Grounded ridges can be identified by the presence of stationary ice floes in the midst of drifting floes. In the animations linked below, we provide the unprocessed radar data alongside processed imagery, that helps distinguish stationary and moving targets. We highlight stationary targets through the use of a running pixel-wise mean filter over a 6-frame window. Moving targets are highlighted by calculating the pixel-wise standard deviation over the same window. This picks out regions of the image that change over time and the trails created by moving targets. The occurrence of seafloor gouging events can be inferred from floes which comes to rest while those around them continue to move, or from floes that exhibit stop-and-go motion.

Example 1: Grounded ridges surrounded by drifting ice floes

July 14-15, 2008

In this example, the landfast ice is in an advanced stage of break-up. Isolated grounded ridges can be seen to remain in place while ice floes drift around them on both sides. One ridge exhibits discontinuous motion, which we take as evidence of seafloor gouging taking place.

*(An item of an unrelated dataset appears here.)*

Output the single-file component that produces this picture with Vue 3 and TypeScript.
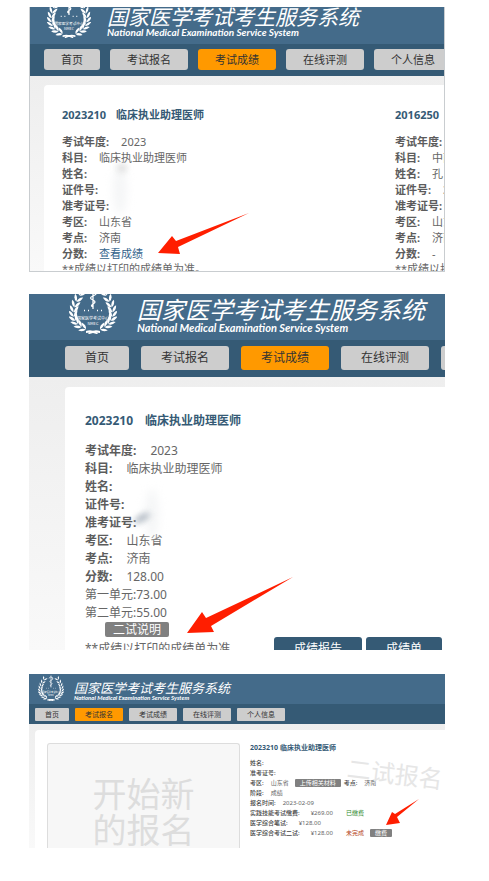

Example 2: Grounded ridges created by deformation of drifting ice floes

August 5-6, 2008

This is a relatively rare example of sea ice incursion into the coastal zone in August. The sea ice is composed of small, loosely pack floes. There is little rigid body motion exhibited and targets act largely as independent particles. However, convergence of ice floes leads to the creation of a grounded ridge, which remains stationary temporarily before being dislodged. This action may also indicate a seafloor gouging event.

Example 3: Abrupt deceleration of drifting floe

March 24-26, 2010

This example shows a target which exhibits constant motion among its neighbors before abruptly coming to a halt. We take this to be evidence of seafloor interaction. Ice floes can be seen drifting past on both its landward and seaward sides further demonstrating its grounded state. The floe becomes ungrounded during a reversal in ice motion.